The Hungarian Foreign Ministry spokesman said on Sunday that the government shares the concerns of the EU regarding the Iranian crisis.
In e-mail to the Post on Monday from Vilnius, Prof. Dovid Katz, editor of DefendingHistory.
com, wrote, “Sure, the Hungarian Foreign Ministry is to be commended for its repudiation of the Jobbik party’s latest anti- Semitic outbursts, after these were exposed internationally by the Jerusalem Post and the Jewish Chronicle. But press release ‘quick-fixes’ for PR disasters are not enough.”
Katz, who has written about anti-Semitism in Eastern Europe, said, “The Fidesz government has itself, like a number of East European states, been fomenting a rather sophisticated brand of East European exclusivism rooted in ultra-nationalism, Holocaust obfuscation and something that invariably accompanies state-tolerated prejudice against segments of a nation’s population – the diminution or dismantling of robust democracy.

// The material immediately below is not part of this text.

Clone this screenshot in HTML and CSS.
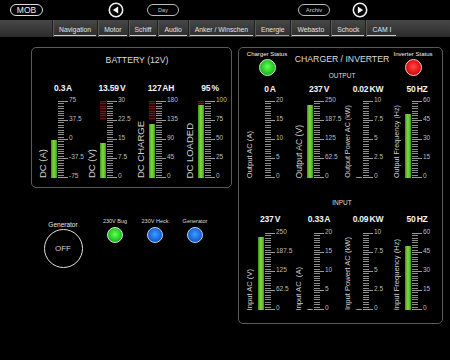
FILE: index.html
```html
<!DOCTYPE html>
<html>
<head>
<meta charset="utf-8">
<link rel="stylesheet" href="styles.css">
</head>
<body>
<header class="topbar">
  <div class="pill mob">MOB</div>
  <div class="circ prev"><svg width="16" height="16" viewBox="0 0 16 16"><circle cx="8" cy="8" r="6.7" fill="none" stroke="#eee" stroke-width="1.6"/><polygon points="10.2,4.6 10.2,11.4 4.9,8" fill="#fff"/></svg></div>
  <div class="pill small day">Day</div>
  <div class="pill small archiv">Archiv</div>
  <div class="circ next"><svg width="16" height="16" viewBox="0 0 16 16"><circle cx="8" cy="8" r="6.7" fill="none" stroke="#eee" stroke-width="1.6"/><polygon points="5.8,4.6 5.8,11.4 11.1,8" fill="#fff"/></svg></div>
</header>

<nav class="tabs">
  <div class="tab"><span>Navigation</span></div>
  <div class="tab"><span>Motor</span></div>
  <div class="tab"><span>Schiff</span></div>
  <div class="tab"><span>Audio</span></div>
  <div class="tab"><span>Anker / Winschen</span></div>
  <div class="tab active"><span>Energie</span></div>
  <div class="tab"><span>Webasto</span></div>
  <div class="tab"><span>Schock</span></div>
  <div class="tab"><span>CAM I</span></div>
</nav>

<main class="main">
  <div class="left">
    <section class="panel battery">
      <h2 class="ptitle">BATTERY (12V)</h2>
      <div class="cols">
        <div class="col">
          <div class="val">0.3 A</div>
          <div class="gauge">
            <div class="vl big">DC (A)</div>
            <div class="track"><div class="fill" style="height:50%"></div></div>
            <div class="scale">
              <div class="mk"><i></i><span>75</span></div>
              <div class="mk"><i></i><span>37.5</span></div>
              <div class="mk"><i></i><span>0</span></div>
              <div class="mk"><i></i><span>-37.5</span></div>
              <div class="mk"><i></i><span>-75</span></div>
            </div>
          </div>
        </div>
        <div class="col">
          <div class="val">13.59 V</div>
          <div class="gauge">
            <div class="vl big">DC (V)</div>
            <div class="track"><div class="red" style="height:25%"></div><div class="fill" style="height:45.3%"></div></div>
            <div class="scale">
              <div class="mk"><i></i><span>30</span></div>
              <div class="mk"><i></i><span>22.5</span></div>
              <div class="mk"><i></i><span>15</span></div>
              <div class="mk"><i></i><span>7.5</span></div>
              <div class="mk"><i></i><span>0</span></div>
            </div>
          </div>
        </div>
        <div class="col">
          <div class="val">127 AH</div>
          <div class="gauge">
            <div class="vl big">DC CHARGE</div>
            <div class="track"><div class="red" style="height:25%"></div><div class="fill" style="height:70.6%"></div></div>
            <div class="scale">
              <div class="mk"><i></i><span>180</span></div>
              <div class="mk"><i></i><span>135</span></div>
              <div class="mk"><i></i><span>90</span></div>
              <div class="mk"><i></i><span>45</span></div>
              <div class="mk"><i></i><span>0</span></div>
            </div>
          </div>
        </div>
        <div class="col">
          <div class="val">95 %</div>
          <div class="gauge">
            <div class="vl big">DC LOADED</div>
            <div class="track"><div class="red" style="height:5%"></div><div class="fill" style="height:95%"></div></div>
            <div class="scale">
              <div class="mk"><i></i><span>100</span></div>
              <div class="mk"><i></i><span>75</span></div>
              <div class="mk"><i></i><span>50</span></div>
              <div class="mk"><i></i><span>25</span></div>
              <div class="mk"><i></i><span>0</span></div>
            </div>
          </div>
        </div>
      </div>
    </section>

    <div class="controls">
      <div class="gen">
        <div class="gen-label">Generator</div>
        <div class="gen-btn">OFF</div>
      </div>
      <div class="led-group">
        <div class="led-label">230V Bug</div>
        <div class="led green"></div>
      </div>
      <div class="led-group">
        <div class="led-label">230V Heck</div>
        <div class="led blue"></div>
      </div>
      <div class="led-group">
        <div class="led-label">Generator</div>
        <div class="led blue"></div>
      </div>
    </div>
  </div>

  <section class="panel charger">
    <div class="chead">
      <div class="status">
        <div class="status-label">Charger Status</div>
        <div class="led big-led green"></div>
      </div>
      <div class="ctitle">
        <h2 class="ptitle2">CHARGER / INVERTER</h2>
        <div class="sub">OUTPUT</div>
      </div>
      <div class="status">
        <div class="status-label">Inverter Status</div>
        <div class="led big-led red"></div>
      </div>
    </div>

    <div class="cols out">
      <div class="col">
        <div class="val">0 A</div>
        <div class="gauge">
          <div class="vl">Output AC (A)</div>
          <div class="track"></div>
          <div class="scale">
            <div class="mk"><i></i><span>20</span></div>
            <div class="mk"><i></i><span>15</span></div>
            <div class="mk"><i></i><span>10</span></div>
            <div class="mk"><i></i><span>5</span></div>
            <div class="mk"><i></i><span>0</span></div>
          </div>
        </div>
      </div>
      <div class="col">
        <div class="val">237 V</div>
        <div class="gauge">
          <div class="vl lg">Output AC (V)</div>
          <div class="track"><div class="fill" style="height:94.8%"></div></div>
          <div class="scale">
            <div class="mk"><i></i><span>250</span></div>
            <div class="mk"><i></i><span>187.5</span></div>
            <div class="mk"><i></i><span>125</span></div>
            <div class="mk"><i></i><span>62.5</span></div>
            <div class="mk"><i></i><span>0</span></div>
          </div>
        </div>
      </div>
      <div class="col">
        <div class="val">0.02 KW</div>
        <div class="gauge">
          <div class="vl sm">Output Power AC (kW)</div>
          <div class="track"><div class="fill" style="height:1px"></div></div>
          <div class="scale">
            <div class="mk"><i></i><span>10</span></div>
            <div class="mk"><i></i><span>7.5</span></div>
            <div class="mk"><i></i><span>5</span></div>
            <div class="mk"><i></i><span>2.5</span></div>
            <div class="mk"><i></i><span>0</span></div>
          </div>
        </div>
      </div>
      <div class="col">
        <div class="val">50 HZ</div>
        <div class="gauge">
          <div class="vl sm">Output Frequency (Hz)</div>
          <div class="track"><div class="fill" style="height:83.3%"></div></div>
          <div class="scale">
            <div class="mk"><i></i><span>60</span></div>
            <div class="mk"><i></i><span>45</span></div>
            <div class="mk"><i></i><span>30</span></div>
            <div class="mk"><i></i><span>15</span></div>
            <div class="mk"><i></i><span>0</span></div>
          </div>
        </div>
      </div>
    </div>

    <div class="sub sub-in">INPUT</div>

    <div class="cols in">
      <div class="col">
        <div class="val">237 V</div>
        <div class="gauge">
          <div class="vl">Input AC (V)</div>
          <div class="track"><div class="fill" style="height:94.8%"></div></div>
          <div class="scale">
            <div class="mk"><i></i><span>250</span></div>
            <div class="mk"><i></i><span>187.5</span></div>
            <div class="mk"><i></i><span>125</span></div>
            <div class="mk"><i></i><span>62.5</span></div>
            <div class="mk"><i></i><span>0</span></div>
          </div>
        </div>
      </div>
      <div class="col">
        <div class="val">0.33 A</div>
        <div class="gauge">
          <div class="vl">Input AC &nbsp;(A)</div>
          <div class="track"><div class="fill" style="height:1.65%"></div></div>
          <div class="scale">
            <div class="mk"><i></i><span>20</span></div>
            <div class="mk"><i></i><span>15</span></div>
            <div class="mk"><i></i><span>10</span></div>
            <div class="mk"><i></i><span>5</span></div>
            <div class="mk"><i></i><span>0</span></div>
          </div>
        </div>
      </div>
      <div class="col">
        <div class="val">0.09 KW</div>
        <div class="gauge">
          <div class="vl">Input Powert AC (kW)</div>
          <div class="track"><div class="fill" style="height:1px"></div></div>
          <div class="scale">
            <div class="mk"><i></i><span>10</span></div>
            <div class="mk"><i></i><span>7.5</span></div>
            <div class="mk"><i></i><span>5</span></div>
            <div class="mk"><i></i><span>2.5</span></div>
            <div class="mk"><i></i><span>0</span></div>
          </div>
        </div>
      </div>
      <div class="col">
        <div class="val">50 HZ</div>
        <div class="gauge">
          <div class="vl">Input Frequency (Hz)</div>
          <div class="track"><div class="fill" style="height:83.3%"></div></div>
          <div class="scale">
            <div class="mk"><i></i><span>60</span></div>
            <div class="mk"><i></i><span>45</span></div>
            <div class="mk"><i></i><span>30</span></div>
            <div class="mk"><i></i><span>15</span></div>
            <div class="mk"><i></i><span>0</span></div>
          </div>
        </div>
      </div>
    </div>
  </section>
</main>
</body>
</html>
```

FILE: styles.css
```css
* { box-sizing: border-box; }
html, body { margin: 0; padding: 0; }
body {
  width: 450px;
  height: 360px;
  overflow: hidden;
  background: #000;
  color: #ddd;
  font-family: "Liberation Sans", Arial, sans-serif;
}

/* top bar */
.topbar {
  height: 20px;
  display: flex;
  align-items: center;
}
.pill {
  height: 12px;
  border: 1.5px solid #ddd;
  border-radius: 6px;
  display: flex;
  align-items: center;
  justify-content: center;
  color: #f2f2f2;
  flex: none;
}
.mob { width: 33px; margin-left: 10px; font-size: 8.5px; }
.small { width: 32px; font-size: 5.5px; color: #ccc; border-color: #bbb; border-width: 1px; }
.day { margin-left: 23px; }
.archiv { margin-left: 119px; font-size: 6px; }
.circ { width: 16px; height: 16px; flex: none; display: flex; }
.prev { margin-left: 65px; }
.next { margin-left: 22px; }

/* tabs */
.tabs {
  height: 17px;
  display: flex;
  padding-left: 52px;
  background: linear-gradient(to bottom, #474747, #2c2c2c);
}
.tab {
  display: flex;
  flex-direction: column;
  justify-content: flex-end;
  padding: 0 1px;
  border-left: 1px solid #1e1e1e;
  box-shadow: inset 1px 0 0 #575757;
}
.tab span {
  display: block;
  padding: 0 5px;
  font-size: 6.8px;
  line-height: 11px;
  color: #e2e2e2;
  border-bottom: 1.5px solid #cfcfcf;
  margin-bottom: 1px;
  white-space: nowrap;
}
.tab.active span { border-bottom-color: #5fce45; }

/* main */
.main {
  display: flex;
  align-items: flex-start;
  gap: 6px;
  padding: 10px 0 0 31px;
}
.panel {
  border: 1px solid #5a5a5a;
  border-radius: 5px;
  background: #000;
}
.battery { width: 201px; padding-bottom: 9px; }
.charger { width: 205px; padding-bottom: 13px; }

.ptitle {
  margin: 0;
  padding: 6px 0 0 11px;
  font-size: 8.7px;
  font-weight: normal;
  line-height: 12px;
  text-align: center;
  color: #ddd;
}
.cols {
  display: flex;
  padding-left: 5px;
  margin-top: 17px;
}
.col {
  width: 49px;
  flex: none;
  display: flex;
  flex-direction: column;
}
.val {
  padding-left: 3px;
  text-align: center;
  font-size: 8.5px;
  font-weight: bold;
  line-height: 10px;
  color: #f4f4f4;
  letter-spacing: -0.2px;
  word-spacing: -1px;
  white-space: nowrap;
}
.gauge {
  height: 77px;
  margin-top: 8px;
  display: flex;
  align-items: flex-end;
}
.vl {
  width: 12px;
  flex: none;
  writing-mode: vertical-rl;
  transform: rotate(180deg);
  white-space: nowrap;
  font-size: 7.6px;
  line-height: 12px;
  color: #cfcfcf;
  text-align: left;
}
.vl.big { font-size: 9.5px; }
.vl.lg { font-size: 8.6px; }
.vl.sm { font-size: 7.2px; }

.track {
  width: 6px;
  height: 77px;
  margin-left: 2px;
  flex: none;
  display: flex;
  flex-direction: column;
  justify-content: flex-end;
}
.red {
  margin-bottom: auto;
  background: repeating-linear-gradient(to bottom, #6e1414 0 1px, #2a0606 1px 2.375px);
}
.fill {
  background: linear-gradient(to right, #3c961c 0%, #7fd63c 45%, #6cc631 70%, #3a921b 100%);
}
.scale {
  width: 30px;
  height: 77px;
  margin-left: 1px;
  flex: none;
  display: flex;
  flex-direction: column;
  justify-content: space-between;
  background: repeating-linear-gradient(to bottom, #8c8c8c 0 1px, transparent 1px 2.375px) left top / 6px 77px no-repeat;
}
.mk {
  height: 1px;
  display: flex;
  align-items: center;
}
.mk i {
  width: 10px;
  height: 1px;
  background: #9a9a9a;
  flex: none;
}
.mk span {
  font-size: 6.5px;
  line-height: 8px;
  color: #bdbdbd;
  margin: 0 0 3px 1px;
  white-space: nowrap;
}

/* controls */
.controls {
  display: flex;
  align-items: flex-start;
  margin-top: 29px;
}
.gen {
  width: 42px;
  margin: 4px 11px 0 11px;
  display: flex;
  flex-direction: column;
  align-items: center;
}
.gen-label {
  font-size: 6.5px;
  line-height: 8px;
  color: #e8e8e8;
  white-space: nowrap;
}
.gen-btn {
  width: 39px;
  height: 39px;
  border: 1.5px solid #e0e0e0;
  border-radius: 50%;
  display: flex;
  align-items: center;
  justify-content: center;
  font-size: 8px;
  color: #cfcfcf;
}
.led-group {
  width: 40px;
  display: flex;
  flex-direction: column;
  align-items: center;
}
.led-label {
  font-size: 5.5px;
  line-height: 8px;
  color: #ddd;
  white-space: nowrap;
}
.led {
  width: 16px;
  height: 16px;
  margin-top: 2px;
  border-radius: 50%;
}
.led.green {
  background: radial-gradient(circle at 50% 45%, #66ff5a 0%, #22cc22 55%, #0b7a0b 100%);
  border: 1.5px solid #d6ead6;
}
.led.blue {
  background: radial-gradient(circle at 50% 45%, #3f9cff 0%, #1662d8 60%, #0a3a90 100%);
  border: 1.5px solid #b8d4f0;
}
.led.red {
  background: radial-gradient(circle at 50% 45%, #ff4a4a 0%, #e01010 60%, #8a0000 100%);
  border: 1.5px solid #f0d0d0;
}
.led.big-led { width: 17px; height: 17px; margin-top: 1px; }

/* charger header */
.chead {
  display: flex;
  align-items: flex-start;
  padding: 2px 9px 0 8px;
}
.status {
  width: 40px;
  flex: none;
  display: flex;
  flex-direction: column;
  align-items: center;
}
.status-label {
  font-size: 6px;
  line-height: 8px;
  color: #f2f2f2;
  white-space: nowrap;
}
.ctitle {
  flex: 1;
  padding-left: 4px;
  text-align: center;
}
.ptitle2 {
  margin: 4px 0 0;
  font-size: 8.7px;
  font-weight: normal;
  line-height: 11px;
  color: #ddd;
}
.sub {
  margin-top: 7px;
  font-size: 6.5px;
  line-height: 8px;
  color: #ddd;
  text-align: center;
}
.sub-in { margin-top: 21px; padding-left: 3px; }
.cols.out { margin-top: 4px; }
.cols.out .gauge { margin-top: 7px; }
.cols.in { margin-top: 7px; }
.cols.in .gauge { margin-top: 9px; }
```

It can be dubbed high class bigotry, which tacitly tolerates low class bigotry (skins, slogans, swastikas and worse).”
In response to criticism leveled against the nationalist government of Fidez Prime Minister Viktor Orban, the Foreign Ministry spokesman said that Hungary “categorically rejects all malicious attempts to stoke anti-Hungarian hysteria” by conflating the policies of the government with those of “irresponsible far-Right politics.”